--- Begin ---

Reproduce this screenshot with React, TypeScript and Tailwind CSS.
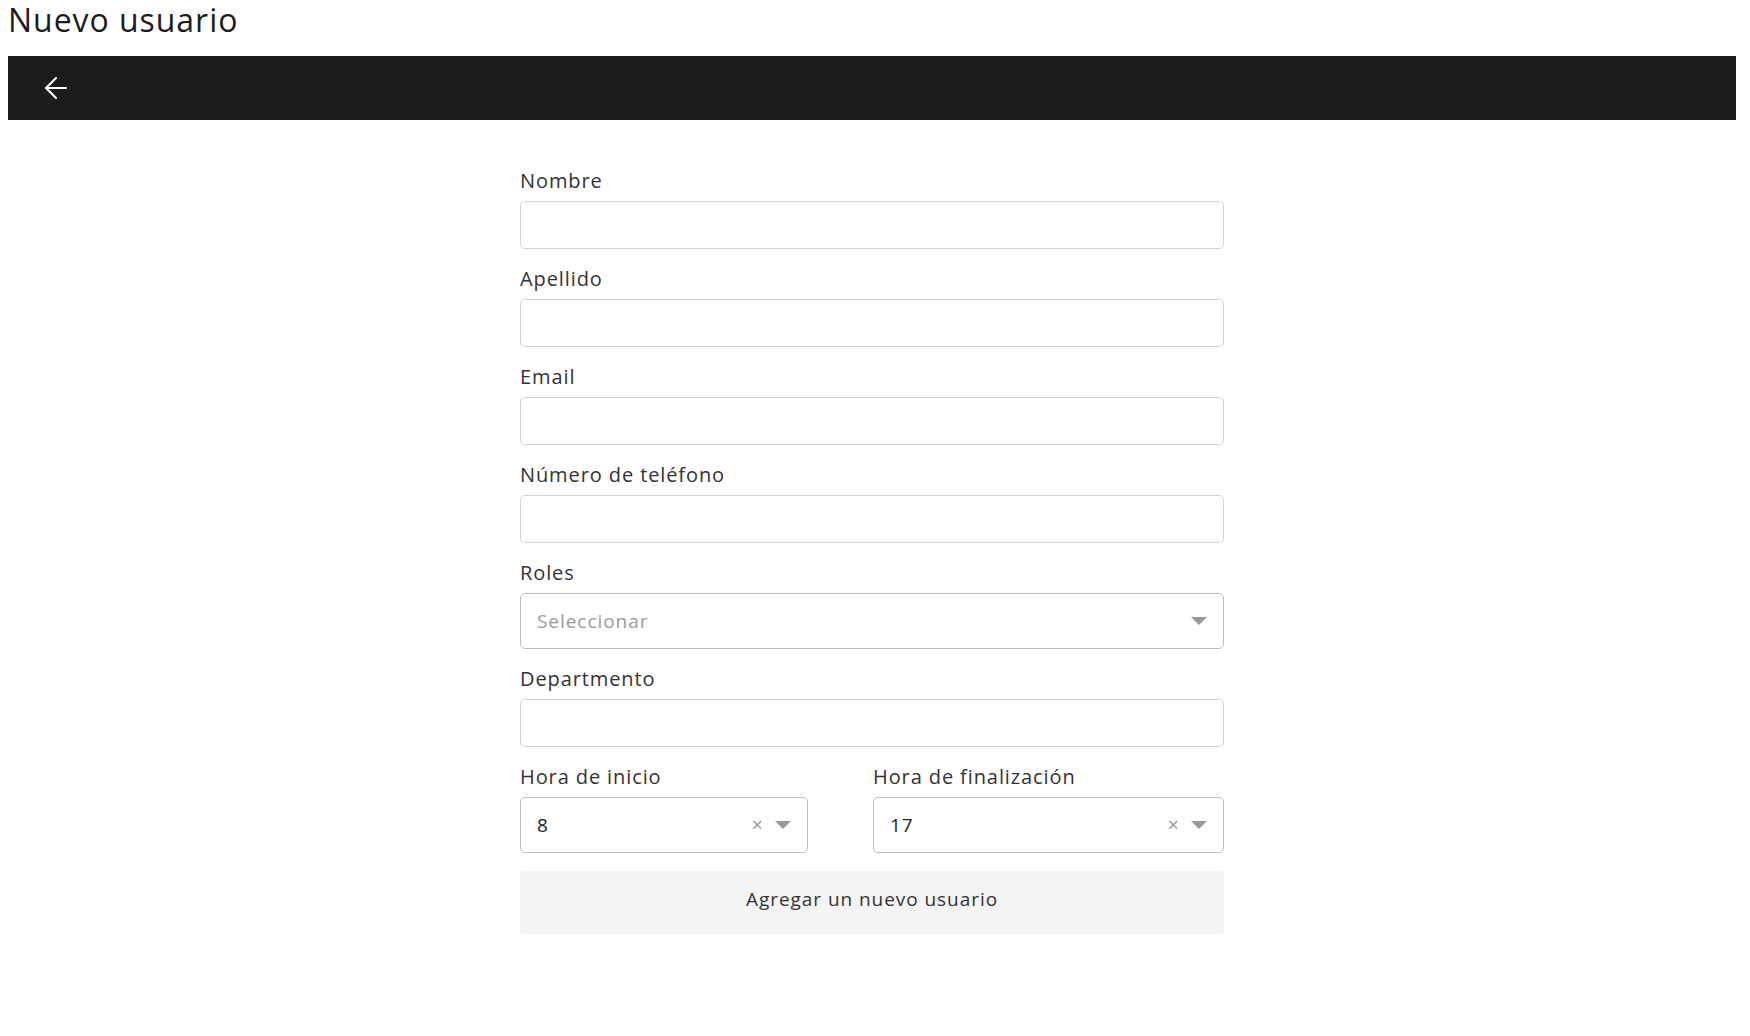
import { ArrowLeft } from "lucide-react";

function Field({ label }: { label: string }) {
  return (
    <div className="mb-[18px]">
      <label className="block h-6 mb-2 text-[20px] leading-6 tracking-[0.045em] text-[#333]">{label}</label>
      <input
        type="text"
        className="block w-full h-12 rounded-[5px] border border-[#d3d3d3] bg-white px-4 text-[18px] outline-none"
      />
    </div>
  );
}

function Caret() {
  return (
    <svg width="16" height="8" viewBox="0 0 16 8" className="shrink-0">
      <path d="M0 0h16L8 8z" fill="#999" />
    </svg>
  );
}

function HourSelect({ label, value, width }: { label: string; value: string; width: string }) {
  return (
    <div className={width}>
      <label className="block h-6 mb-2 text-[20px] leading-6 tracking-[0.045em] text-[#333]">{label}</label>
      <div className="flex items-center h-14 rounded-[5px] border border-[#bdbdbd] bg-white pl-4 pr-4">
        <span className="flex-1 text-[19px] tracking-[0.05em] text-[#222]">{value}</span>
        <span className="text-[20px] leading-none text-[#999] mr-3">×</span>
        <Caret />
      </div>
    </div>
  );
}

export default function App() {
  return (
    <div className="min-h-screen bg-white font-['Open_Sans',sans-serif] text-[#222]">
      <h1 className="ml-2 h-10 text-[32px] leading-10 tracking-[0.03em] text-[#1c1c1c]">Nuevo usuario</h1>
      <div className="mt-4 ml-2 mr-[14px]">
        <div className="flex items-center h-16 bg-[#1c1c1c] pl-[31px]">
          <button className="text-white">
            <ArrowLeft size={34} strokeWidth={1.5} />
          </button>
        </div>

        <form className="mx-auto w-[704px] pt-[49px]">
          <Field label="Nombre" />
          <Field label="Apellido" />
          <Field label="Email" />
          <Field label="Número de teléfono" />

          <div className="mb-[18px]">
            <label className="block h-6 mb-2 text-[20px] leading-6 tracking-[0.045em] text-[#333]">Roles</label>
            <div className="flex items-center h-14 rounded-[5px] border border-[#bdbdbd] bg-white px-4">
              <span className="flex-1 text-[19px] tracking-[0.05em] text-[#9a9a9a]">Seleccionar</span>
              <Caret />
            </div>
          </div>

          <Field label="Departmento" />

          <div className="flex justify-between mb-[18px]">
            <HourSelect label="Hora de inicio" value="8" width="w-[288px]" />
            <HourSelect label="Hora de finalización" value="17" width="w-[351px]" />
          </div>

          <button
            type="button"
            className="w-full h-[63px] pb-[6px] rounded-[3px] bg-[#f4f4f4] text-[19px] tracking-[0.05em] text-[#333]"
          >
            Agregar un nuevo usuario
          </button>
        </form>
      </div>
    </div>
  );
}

--- End ---

**What is expected:** Repeat the data exactly, without the pictures.

**Worked solution:**
Reproduce this screenshot with React, TypeScript and Tailwind CSS.
import { ArrowLeft } from "lucide-react";

function Field({ label }: { label: string }) {
  return (
    <div className="mb-[18px]">
      <label className="block h-6 mb-2 text-[20px] leading-6 tracking-[0.045em] text-[#333]">{label}</label>
      <input
        type="text"
        className="block w-full h-12 rounded-[5px] border border-[#d3d3d3] bg-white px-4 text-[18px] outline-none"
      />
    </div>
  );
}

function Caret() {
  return (
    <svg width="16" height="8" viewBox="0 0 16 8" className="shrink-0">
      <path d="M0 0h16L8 8z" fill="#999" />
    </svg>
  );
}

function HourSelect({ label, value, width }: { label: string; value: string; width: string }) {
  return (
    <div className={width}>
      <label className="block h-6 mb-2 text-[20px] leading-6 tracking-[0.045em] text-[#333]">{label}</label>
      <div className="flex items-center h-14 rounded-[5px] border border-[#bdbdbd] bg-white pl-4 pr-4">
        <span className="flex-1 text-[19px] tracking-[0.05em] text-[#222]">{value}</span>
        <span className="text-[20px] leading-none text-[#999] mr-3">×</span>
        <Caret />
      </div>
    </div>
  );
}

export default function App() {
  return (
    <div className="min-h-screen bg-white font-['Open_Sans',sans-serif] text-[#222]">
      <h1 className="ml-2 h-10 text-[32px] leading-10 tracking-[0.03em] text-[#1c1c1c]">Nuevo usuario</h1>
      <div className="mt-4 ml-2 mr-[14px]">
        <div className="flex items-center h-16 bg-[#1c1c1c] pl-[31px]">
          <button className="text-white">
            <ArrowLeft size={34} strokeWidth={1.5} />
          </button>
        </div>

        <form className="mx-auto w-[704px] pt-[49px]">
          <Field label="Nombre" />
          <Field label="Apellido" />
          <Field label="Email" />
          <Field label="Número de teléfono" />

          <div className="mb-[18px]">
            <label className="block h-6 mb-2 text-[20px] leading-6 tracking-[0.045em] text-[#333]">Roles</label>
            <div className="flex items-center h-14 rounded-[5px] border border-[#bdbdbd] bg-white px-4">
              <span className="flex-1 text-[19px] tracking-[0.05em] text-[#9a9a9a]">Seleccionar</span>
              <Caret />
            </div>
          </div>

          <Field label="Departmento" />

          <div className="flex justify-between mb-[18px]">
            <HourSelect label="Hora de inicio" value="8" width="w-[288px]" />
            <HourSelect label="Hora de finalización" value="17" width="w-[351px]" />
          </div>

          <button
            type="button"
            className="w-full h-[63px] pb-[6px] rounded-[3px] bg-[#f4f4f4] text-[19px] tracking-[0.05em] text-[#333]"
          >
            Agregar un nuevo usuario
          </button>
        </form>
      </div>
    </div>
  );
}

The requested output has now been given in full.